In an uptrend, the moving average line usually acts as the support level. Whereas in a downtrend, the moving average line often serves as the resistance level.
Buy and Sell Timings
Keep in mind that the moving average line is a lagging indicator based on past prices. Therefore, it will only confirm when a trend change occurs, but will not tell you in advance.
So, when do you know if it is the right time to buy? The basic practice is that when the price crosses above the moving average line, it is a signal to buy. Whereas, when the price falls below the moving average line, it is a signal to sell. This is because when the price breaks the trendline, it can foreshadow a new trend direction.
How to Use the Moving Average Tool
SimpleFX employs all necessary tools to help traders get the most of every trade. To access the moving average tool, follow these simple steps.
Log in to your SimpleFX account. Then, choose the symbol. You can choose from the symbols panel on the left or search the symbol from the search box at the upper left part of the screen.
Let’s hide first the side panels to focus our attention on the chart. Just hover over the panel dividers and click on the toggle arrow to hide these panels.
Now, let’s check the chart for spot mini gold in the US dollar. Here is a daily chart of XAUUSD. To use the moving average line on this chart, click on the f icon on the charting tools. Then, choose the “moving average.”
Click on the moving average line to change the time frame and other properties. Let’s set a 50-day moving average for this XAUUSD daily chart.
In the “Inputs” tab, you can change the length, source, and offset value of the moving average line. In this case, we used a 50-day moving average based on the closing prices of XAUUSD in the last 50 days. The offset is set to 0 by default.
Click on the “Style” tab to change the color, line style, and scale, and to enable the price line.

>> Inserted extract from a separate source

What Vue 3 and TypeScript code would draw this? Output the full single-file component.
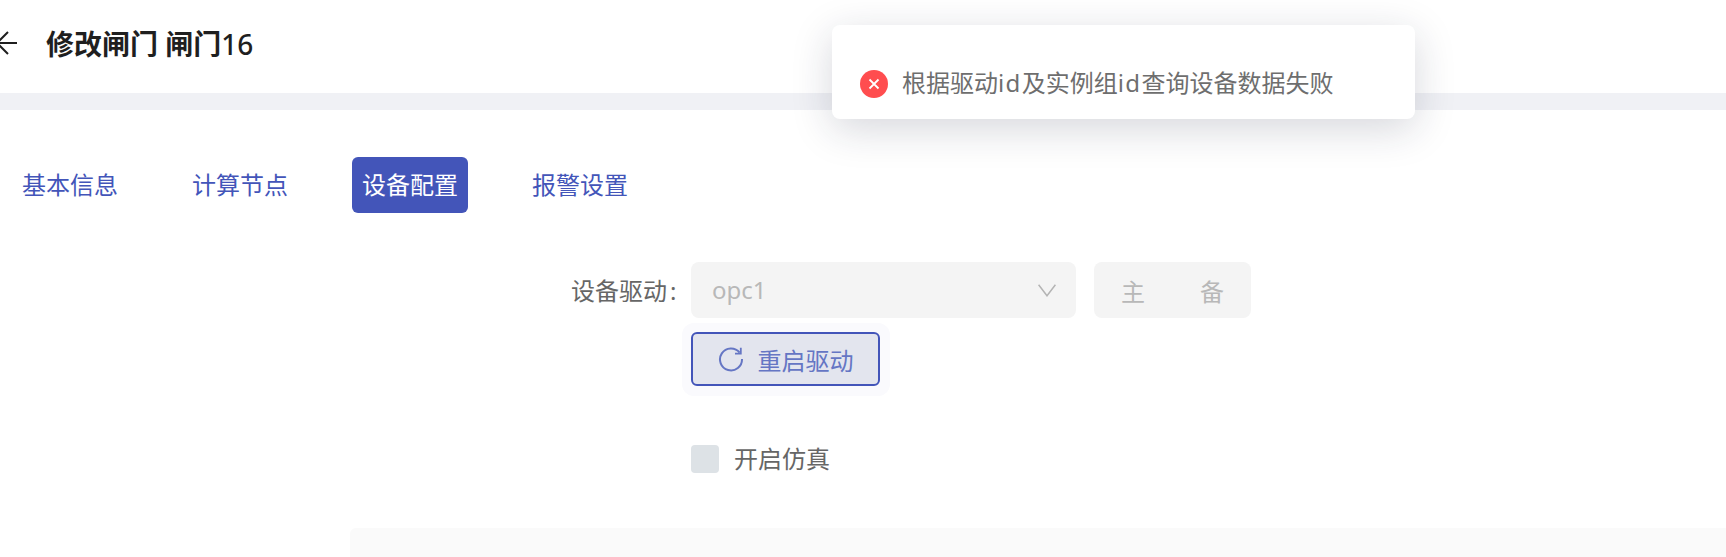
<script setup lang="ts">
const tabs: { label: string; active?: boolean }[] = [
  { label: '基本信息' },
  { label: '计算节点' },
  { label: '设备配置', active: true },
  { label: '报警设置' },
]
</script>

<template>
  <div class="page">
    <header class="header">
      <svg class="back" width="28" height="28" viewBox="0 0 28 28" fill="none" stroke="#1f1f1f" stroke-width="2">
        <path d="M28 14H8M19 3 8 14l11 11" />
      </svg>
      <h1 class="title">修改闸门 闸门<span class="num">16</span></h1>
    </header>
    <div class="band"></div>
    <main class="content">
      <nav class="tabs">
        <div v-for="t in tabs" :key="t.label" class="tab" :class="{ active: t.active }">{{ t.label }}</div>
      </nav>
      <section class="form">
        <div class="row">
          <label class="label">设备驱动<span class="colon">:</span></label>
          <div class="select">
            <span class="value">opc1</span>
            <svg width="18" height="13" viewBox="0 0 18 13" fill="none" stroke="#b4b4b4" stroke-width="1.5">
              <path d="M.6.8 9 11.8 17.4.8" />
            </svg>
          </div>
          <div class="radio"><span>主</span><span>备</span></div>
        </div>
        <div class="action">
          <button class="restart" type="button">
            <svg width="26" height="26" viewBox="0 0 26 26" fill="none" stroke="#6576c4" stroke-width="2">
              <path d="M21.6 6.6A11 11 0 1 0 24 13" />
              <path d="M22.8 1.8v5.8h-5.8" stroke-width="1.8" />
            </svg>
            <span class="restart-text">重启驱动</span>
          </button>
        </div>
        <div class="check">
          <span class="box"></span>
          <span class="check-text">开启仿真</span>
        </div>
      </section>
      <div class="panel"></div>
    </main>
    <div class="toast">
      <span class="toast-icon">
        <svg width="12" height="12" viewBox="0 0 12 12" stroke="#fff" stroke-width="1.8" fill="none">
          <path d="M1.5 1.5l9 9M10.5 1.5l-9 9" />
        </svg>
      </span>
      <span class="toast-text">根据驱动<span class="latin">id</span>及实例组<span class="latin">id</span>查询设备数据失败</span>
    </div>
  </div>
</template>

<style>
html, body { margin: 0; overflow: hidden; background: #fff; }
</style>

<style scoped>
.page {
  position: relative;
  width: 1726px;
  height: 557px;
  overflow: hidden;
  background: #fff;
  font-family: "Noto Sans", "Noto Sans CJK SC", sans-serif;
  font-size: 24px;
  color: #666;
}
.header {
  height: 93px;
  display: flex;
  align-items: center;
  gap: 29px;
  margin-left: -11px;
}
.back { flex: none; margin-top: -8px; }
.title {
  margin: -6px 0 0;
  font-size: 28px;
  font-weight: 700;
  color: #1f1f1f;
  line-height: 36px;
}
.num { font-weight: 500; }
.band { height: 17px; background: #f0f1f5; }
.content { padding: 47px 0 0; }
.tabs { display: flex; gap: 54px; padding-left: 12px; }
.tab {
  width: 116px;
  height: 56px;
  line-height: 56px;
  text-align: center;
  color: #4355b9;
  border-radius: 6px;
}
.tab.active { background: #4355b9; color: #fff; }
.form { padding: 49px 0 0 571px; }
.row { display: flex; align-items: center; height: 56px; }
.label { width: 120px; color: #666; white-space: nowrap; margin-top: -2px; }
.colon { margin-left: 3px; }
.select {
  width: 385px;
  height: 56px;
  box-sizing: border-box;
  padding: 0 20px 0 21px;
  display: flex;
  align-items: center;
  justify-content: space-between;
  background: #f4f4f4;
  border-radius: 8px;
  color: #b8b8b8;
}
.value { margin-top: -2px; }
.radio {
  margin-left: 18px;
  width: 157px;
  height: 56px;
  box-sizing: border-box;
  padding: 0 27px;
  display: flex;
  align-items: center;
  justify-content: space-between;
  background: #f4f4f4;
  border-radius: 8px;
  color: #b8b8b8;
}
.action {
  display: inline-flex;
  margin: 5px 0 0 111px;
  padding: 9px 10px 10px 9px;
  background: #fafafd;
  border-radius: 12px;
}
.restart {
  width: 189px;
  height: 54px;
  box-sizing: border-box;
  display: flex;
  align-items: center;
  justify-content: center;
  gap: 14px;
  padding: 0;
  background: #e3e5ee;
  border: 2px solid #4355b9;
  border-radius: 6px;
  font: inherit;
  color: #6576c4;
}
.check {
  display: flex;
  align-items: center;
  gap: 15px;
  margin: 43px 0 0 120px;
  height: 40px;
}
.check-text { margin-top: -3px; }
.box {
  width: 28px;
  height: 28px;
  background: #dde2e6;
  border-radius: 4px;
}
.panel {
  margin: 49px 0 0 350px;
  height: 60px;
  background: #fafafa;
  border-radius: 6px 0 0 0;
}
.toast {
  position: absolute;
  left: 832px;
  top: 25px;
  width: 583px;
  height: 94px;
  box-sizing: border-box;
  padding: 24px 0 0 28px;
  display: flex;
  align-items: center;
  gap: 15px;
  background: #fff;
  border-radius: 8px;
  box-shadow: 0 10px 40px rgba(30, 35, 60, 0.18);
}
.toast-icon {
  width: 28px;
  height: 28px;
  flex: none;
  display: flex;
  align-items: center;
  justify-content: center;
  background: #ff4d4f;
  border-radius: 50%;
}
.toast-text { white-space: nowrap; color: #6e6e6e; margin-top: -5px; margin-left: -1px; }
.latin { letter-spacing: 1.4px; }
</style>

You can access the moving average toolbar on the upper left part of the screen, just below the symbol data. The time frame of the moving average and the prices it is based on are visible. Click on the “eye” icon to show or hide the moving average line on the chart. Click on the “setting” icon to display the line properties. If you want to delete the moving average line, click on the “x” icon.
You have now successfully used the moving average line on your chart.
Use it to analyze the market and make more profitable trades. Good luck trading!